Gather, from the data below, each line in which the word "React" occurs.
☆ ☆ ☆ ☆
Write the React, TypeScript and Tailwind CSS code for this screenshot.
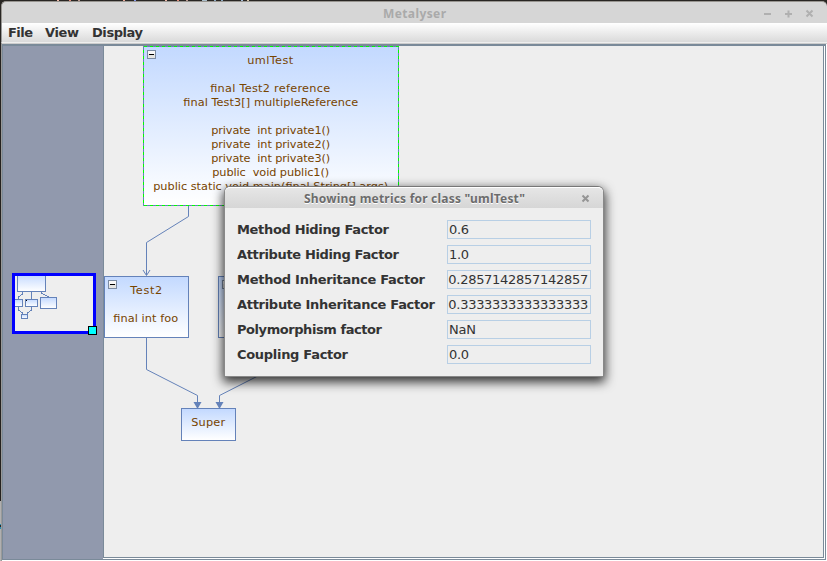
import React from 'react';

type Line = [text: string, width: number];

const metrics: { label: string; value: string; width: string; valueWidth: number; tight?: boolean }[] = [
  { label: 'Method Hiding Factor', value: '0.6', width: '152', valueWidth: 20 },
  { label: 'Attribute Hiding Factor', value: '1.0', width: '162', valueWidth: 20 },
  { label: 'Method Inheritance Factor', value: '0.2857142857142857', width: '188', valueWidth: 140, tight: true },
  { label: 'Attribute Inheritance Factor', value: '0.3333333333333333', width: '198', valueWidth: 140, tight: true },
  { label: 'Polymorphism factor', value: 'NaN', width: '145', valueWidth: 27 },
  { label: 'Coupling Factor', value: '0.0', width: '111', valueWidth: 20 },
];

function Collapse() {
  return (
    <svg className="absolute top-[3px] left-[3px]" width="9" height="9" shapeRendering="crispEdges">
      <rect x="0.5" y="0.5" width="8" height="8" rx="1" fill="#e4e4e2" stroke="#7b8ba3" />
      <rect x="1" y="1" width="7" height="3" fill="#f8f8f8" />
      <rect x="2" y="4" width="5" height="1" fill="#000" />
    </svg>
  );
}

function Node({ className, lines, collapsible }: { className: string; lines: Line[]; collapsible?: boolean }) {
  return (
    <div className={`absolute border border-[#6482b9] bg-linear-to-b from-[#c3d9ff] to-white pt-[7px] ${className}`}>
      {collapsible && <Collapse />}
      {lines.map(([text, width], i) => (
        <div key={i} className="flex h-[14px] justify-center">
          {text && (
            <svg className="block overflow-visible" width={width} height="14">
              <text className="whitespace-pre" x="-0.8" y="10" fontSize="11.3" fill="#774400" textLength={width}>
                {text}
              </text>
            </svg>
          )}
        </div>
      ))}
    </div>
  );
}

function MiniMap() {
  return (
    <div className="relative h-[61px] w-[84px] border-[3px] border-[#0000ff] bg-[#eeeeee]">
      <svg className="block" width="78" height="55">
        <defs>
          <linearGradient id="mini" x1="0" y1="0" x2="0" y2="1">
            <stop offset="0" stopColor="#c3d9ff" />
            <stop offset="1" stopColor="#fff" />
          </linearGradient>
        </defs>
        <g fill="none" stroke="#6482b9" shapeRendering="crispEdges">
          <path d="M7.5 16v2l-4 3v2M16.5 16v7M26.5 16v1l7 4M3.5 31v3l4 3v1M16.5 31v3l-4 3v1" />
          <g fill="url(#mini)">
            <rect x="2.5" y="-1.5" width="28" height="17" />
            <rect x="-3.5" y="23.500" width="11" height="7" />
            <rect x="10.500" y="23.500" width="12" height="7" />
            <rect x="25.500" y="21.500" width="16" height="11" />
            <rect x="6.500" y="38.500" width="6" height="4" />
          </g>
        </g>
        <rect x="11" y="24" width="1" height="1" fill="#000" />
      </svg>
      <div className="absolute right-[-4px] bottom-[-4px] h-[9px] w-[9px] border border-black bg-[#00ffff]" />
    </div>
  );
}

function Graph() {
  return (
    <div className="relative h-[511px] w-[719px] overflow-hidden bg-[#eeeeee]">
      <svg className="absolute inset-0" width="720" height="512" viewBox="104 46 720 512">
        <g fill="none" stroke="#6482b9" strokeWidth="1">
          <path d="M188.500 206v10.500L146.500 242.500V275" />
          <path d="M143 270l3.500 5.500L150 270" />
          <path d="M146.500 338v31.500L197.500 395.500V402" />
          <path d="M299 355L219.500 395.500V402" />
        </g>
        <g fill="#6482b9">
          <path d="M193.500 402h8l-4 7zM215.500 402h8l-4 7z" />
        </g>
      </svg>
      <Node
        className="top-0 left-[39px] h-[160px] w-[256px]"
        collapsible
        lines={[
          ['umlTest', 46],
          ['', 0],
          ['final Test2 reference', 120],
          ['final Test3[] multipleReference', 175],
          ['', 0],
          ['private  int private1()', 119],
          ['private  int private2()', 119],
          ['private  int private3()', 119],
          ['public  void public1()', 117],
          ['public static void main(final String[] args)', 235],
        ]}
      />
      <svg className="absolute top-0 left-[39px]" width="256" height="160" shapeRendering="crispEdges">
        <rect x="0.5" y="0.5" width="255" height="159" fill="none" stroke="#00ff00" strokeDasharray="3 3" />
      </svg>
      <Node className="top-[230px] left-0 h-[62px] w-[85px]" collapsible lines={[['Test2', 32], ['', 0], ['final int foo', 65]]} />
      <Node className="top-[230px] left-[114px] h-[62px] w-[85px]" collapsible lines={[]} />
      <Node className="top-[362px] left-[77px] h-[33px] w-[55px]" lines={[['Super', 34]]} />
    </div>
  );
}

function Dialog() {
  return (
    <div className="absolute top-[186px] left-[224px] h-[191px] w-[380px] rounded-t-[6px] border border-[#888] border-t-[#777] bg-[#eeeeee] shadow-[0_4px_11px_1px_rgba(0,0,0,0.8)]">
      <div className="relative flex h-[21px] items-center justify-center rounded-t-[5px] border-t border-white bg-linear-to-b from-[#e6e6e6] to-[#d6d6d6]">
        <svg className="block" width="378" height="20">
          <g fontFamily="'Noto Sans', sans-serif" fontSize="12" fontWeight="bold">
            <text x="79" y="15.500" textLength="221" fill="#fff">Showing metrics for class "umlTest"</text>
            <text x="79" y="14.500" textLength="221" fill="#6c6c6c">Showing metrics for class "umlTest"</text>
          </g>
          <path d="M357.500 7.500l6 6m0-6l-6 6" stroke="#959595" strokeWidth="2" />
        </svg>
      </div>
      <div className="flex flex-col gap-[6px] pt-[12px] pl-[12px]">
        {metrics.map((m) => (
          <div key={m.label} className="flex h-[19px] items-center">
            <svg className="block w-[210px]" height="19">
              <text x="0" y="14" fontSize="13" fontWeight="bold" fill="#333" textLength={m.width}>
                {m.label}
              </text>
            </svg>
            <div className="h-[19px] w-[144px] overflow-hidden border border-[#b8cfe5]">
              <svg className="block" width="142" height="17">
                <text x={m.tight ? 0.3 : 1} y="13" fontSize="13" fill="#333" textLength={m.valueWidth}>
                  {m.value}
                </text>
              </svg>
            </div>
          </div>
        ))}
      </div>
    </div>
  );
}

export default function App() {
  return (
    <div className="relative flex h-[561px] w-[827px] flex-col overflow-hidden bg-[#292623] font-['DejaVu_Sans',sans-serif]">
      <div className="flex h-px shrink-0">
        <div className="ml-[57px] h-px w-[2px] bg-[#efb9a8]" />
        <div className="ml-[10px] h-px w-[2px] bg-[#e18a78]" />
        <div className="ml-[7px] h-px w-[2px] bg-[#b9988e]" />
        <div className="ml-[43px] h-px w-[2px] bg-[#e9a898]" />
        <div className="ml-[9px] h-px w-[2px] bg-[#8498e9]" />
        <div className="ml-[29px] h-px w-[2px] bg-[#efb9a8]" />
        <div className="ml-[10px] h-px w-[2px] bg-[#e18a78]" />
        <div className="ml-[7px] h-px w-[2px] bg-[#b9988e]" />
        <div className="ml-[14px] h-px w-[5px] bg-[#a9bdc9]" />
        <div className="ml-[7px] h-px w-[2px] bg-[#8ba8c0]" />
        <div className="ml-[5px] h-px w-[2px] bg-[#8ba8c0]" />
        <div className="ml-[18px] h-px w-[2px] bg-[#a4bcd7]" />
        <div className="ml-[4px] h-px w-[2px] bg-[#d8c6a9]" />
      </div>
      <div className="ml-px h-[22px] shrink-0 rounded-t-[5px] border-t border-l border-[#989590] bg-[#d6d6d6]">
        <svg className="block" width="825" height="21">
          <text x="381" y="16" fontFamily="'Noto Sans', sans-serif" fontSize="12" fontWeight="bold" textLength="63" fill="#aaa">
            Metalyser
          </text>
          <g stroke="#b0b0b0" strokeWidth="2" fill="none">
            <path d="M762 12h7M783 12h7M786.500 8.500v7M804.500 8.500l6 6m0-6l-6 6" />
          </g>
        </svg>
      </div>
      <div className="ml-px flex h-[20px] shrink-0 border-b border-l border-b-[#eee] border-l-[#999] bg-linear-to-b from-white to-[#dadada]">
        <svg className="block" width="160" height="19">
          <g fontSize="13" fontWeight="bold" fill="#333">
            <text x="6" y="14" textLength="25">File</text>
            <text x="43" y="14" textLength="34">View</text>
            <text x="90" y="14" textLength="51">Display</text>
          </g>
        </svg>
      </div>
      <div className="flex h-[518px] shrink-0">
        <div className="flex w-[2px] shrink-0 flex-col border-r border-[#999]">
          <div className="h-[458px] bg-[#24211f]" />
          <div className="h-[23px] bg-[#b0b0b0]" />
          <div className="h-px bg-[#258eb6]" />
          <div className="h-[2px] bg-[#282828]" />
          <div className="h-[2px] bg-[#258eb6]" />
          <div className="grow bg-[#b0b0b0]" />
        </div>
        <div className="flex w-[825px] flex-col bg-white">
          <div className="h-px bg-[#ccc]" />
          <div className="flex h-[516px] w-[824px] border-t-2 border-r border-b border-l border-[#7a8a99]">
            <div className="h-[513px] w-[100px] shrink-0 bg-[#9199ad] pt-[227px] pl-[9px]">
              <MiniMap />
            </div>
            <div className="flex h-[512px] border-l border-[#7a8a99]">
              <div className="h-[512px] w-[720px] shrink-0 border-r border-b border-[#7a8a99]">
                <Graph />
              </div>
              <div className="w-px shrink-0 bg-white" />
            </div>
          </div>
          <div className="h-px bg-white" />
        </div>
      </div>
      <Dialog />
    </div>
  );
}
☆ ☆ ☆ ☆
_Task result_.
Write the React, TypeScript and Tailwind CSS code for this screenshot.
import React from 'react';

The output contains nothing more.